If you don't need that high general performance you always could use LUA, Squirrel or some other scripting language which has far more features for specific needs and which are normally typeless or dynamic typed as well. For some of them there exists modules for BM (LUA, squirrel, microc most likely even others)

Fabian.

(Posted 2007) [#8]

And I highly disagree on the 1.26 mode switches...(till the rest of that post ;-)

I actually didn't suggested that everything without this declaration at the top of the file should be compiled exactly like it did with version 1.24; what the compile would do if it found a "Strict/SuperStirct 1.26" line at the top of the file, is just *hiding* the new keywords. This means the new features still exist and are present, there's just no way to access them, like an operator without a name or symbol associate with it. If you write 'Collection' in your code the compiler refers to it like it was a function/variable... name.

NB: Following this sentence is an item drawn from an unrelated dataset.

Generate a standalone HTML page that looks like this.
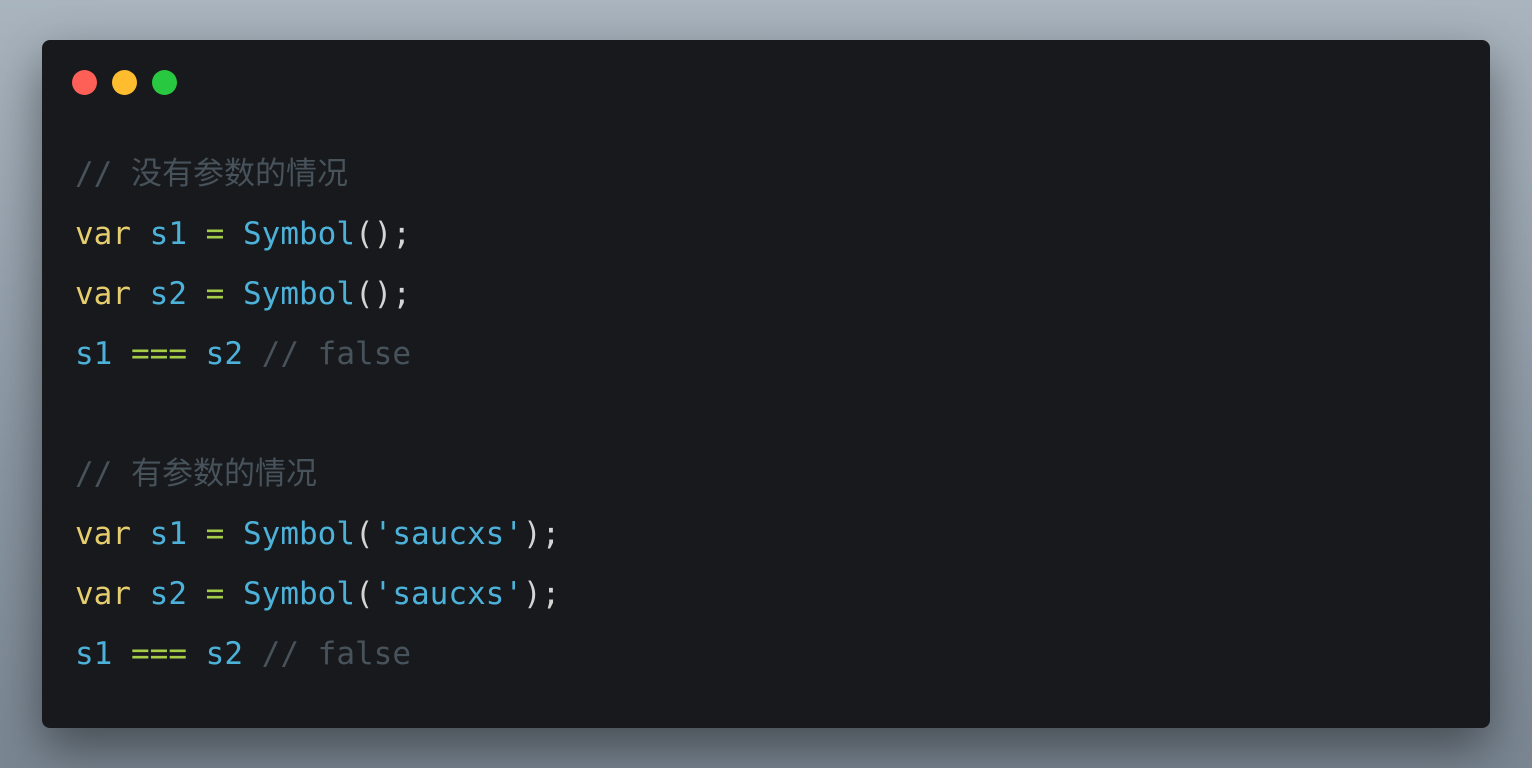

But this isn't the thing that caused me to start this thread, it doesn't have to do that much with the subclassing system I suggested. The only reason why I posted it at all was that I tried to avoid posts like "I've written so much code using 'Array' and 'Collection' as variable name, this won't work anymore with this change!"
I wouldn't mind if a plain 'Strict' or 'SuperStrict' statement also activates this changes.

Gabriel

(Posted 2007) [#9]

This seems to me like one of the things Mark referred to the other day as something he might do differently if he ever makes another language. I see what you mean and there is probably a good case for it, although I don't consider myself a low-level programmer so I'm probably not the ideal person to judge. I certainly have come across a couple of the issues you suggest this would fix, and you're right, it would fix them. I think it's probably too far down the line for Mark to retro-fit all this back into Max. I don't know, I could be wrong, but I suspect it would be a pretty ugly job to try to build this hierarchy back into Max now. You say that it need not break any of our code with a strict-like construct, but that still leaves all the modules which have to work regardless of strict, superstrict and whatnot.